Clearly, transparency is too low a bar to clear for online privacy. It seems a slippery slope and carries too many deep societal dangers.
- Should a user be expected to understand the data requirements of a given algorithm to know if the data requested is warranted? How informed can informed consent be?
- Further, transparency without choice is not much better than what we have today. Try not using any data-hungry service (e.g. Facebook or Google infrastructure) as you surf the web and see how far you get.
- Finally, can we be expected to understand the long-term implications of giving up data today? Like frogs in boiling water, we may wake up to find we’ve agreed to things we once thought outrageous (if that hasn’t already happened).
On the other hand, while “privacy-by-default” sounds nice, it can be hard to define precisely for any given product. Can it really an effective heuristic across all internet applications? What does it even mean in a given context? No PII collected? All collected data is anonymized? No data collected at all?

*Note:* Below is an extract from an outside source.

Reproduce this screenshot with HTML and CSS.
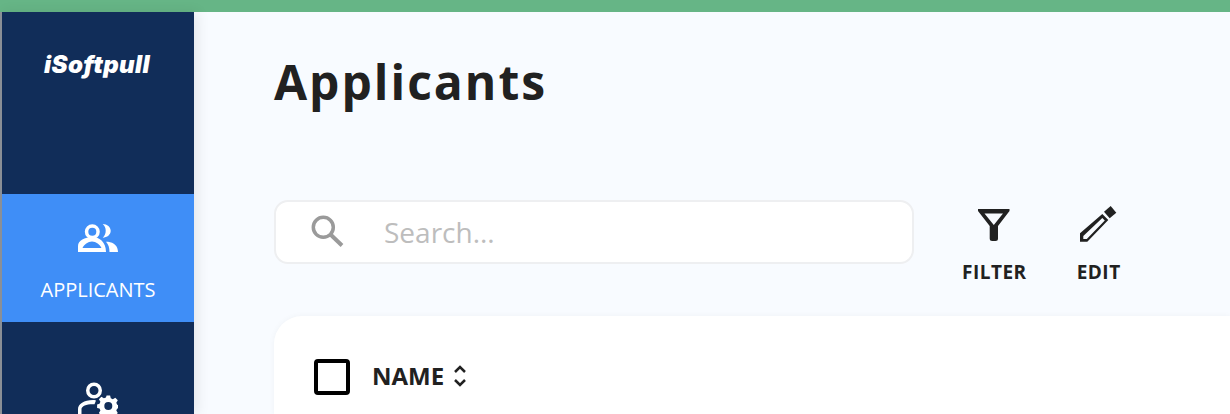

We’ve got some work to do. There is power in being deliberate about shaping defaults and this is the mission at hand: defining and building the new data and privacy standards for our digital lives.
Change is afoot. The Internet’s potential as a great means of expanding human knowledge and driving progress is playing out. So too is its potential as a means of mass surveillance and intellectual coercion. The extent to which these outcomes play out is up to us. The future of the Internet is ours to shape. Online privacy will be a key part of this evolution. I hope you’ll consider working in this space.